▶ **Stated task**
Among the lines of this listing, determine how many contain the string "React". Answer with the number only.

▶ **Recorded information**

--- Begin ---

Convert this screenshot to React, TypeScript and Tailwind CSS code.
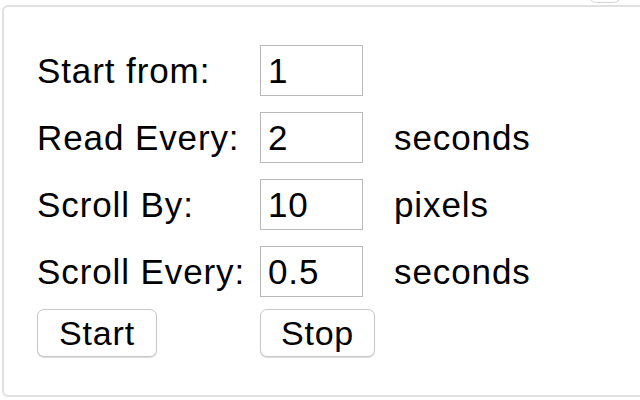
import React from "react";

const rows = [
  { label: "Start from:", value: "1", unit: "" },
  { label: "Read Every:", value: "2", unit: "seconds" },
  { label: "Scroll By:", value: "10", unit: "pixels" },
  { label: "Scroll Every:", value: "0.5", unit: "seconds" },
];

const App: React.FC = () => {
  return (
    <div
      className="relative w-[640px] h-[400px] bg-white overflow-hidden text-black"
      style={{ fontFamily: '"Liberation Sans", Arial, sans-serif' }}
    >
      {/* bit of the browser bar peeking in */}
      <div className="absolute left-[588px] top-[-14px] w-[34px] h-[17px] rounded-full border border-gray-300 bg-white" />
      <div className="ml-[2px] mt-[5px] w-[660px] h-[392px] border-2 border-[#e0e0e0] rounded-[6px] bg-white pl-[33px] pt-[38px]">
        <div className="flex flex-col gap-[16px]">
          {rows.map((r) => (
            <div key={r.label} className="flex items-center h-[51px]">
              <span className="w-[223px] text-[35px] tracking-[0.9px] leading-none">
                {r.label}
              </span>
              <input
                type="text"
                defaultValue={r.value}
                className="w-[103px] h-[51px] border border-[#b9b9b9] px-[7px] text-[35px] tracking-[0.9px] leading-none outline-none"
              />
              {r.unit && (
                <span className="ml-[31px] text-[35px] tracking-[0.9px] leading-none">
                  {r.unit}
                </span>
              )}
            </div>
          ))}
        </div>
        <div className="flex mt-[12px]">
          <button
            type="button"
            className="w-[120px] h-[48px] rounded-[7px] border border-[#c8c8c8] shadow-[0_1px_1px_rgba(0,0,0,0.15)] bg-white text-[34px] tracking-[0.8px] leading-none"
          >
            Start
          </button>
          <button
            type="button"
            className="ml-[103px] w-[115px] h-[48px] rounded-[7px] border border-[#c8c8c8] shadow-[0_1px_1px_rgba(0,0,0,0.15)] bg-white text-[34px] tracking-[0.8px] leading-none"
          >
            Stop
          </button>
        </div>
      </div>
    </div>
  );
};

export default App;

--- End ---

▶ **Full output**
3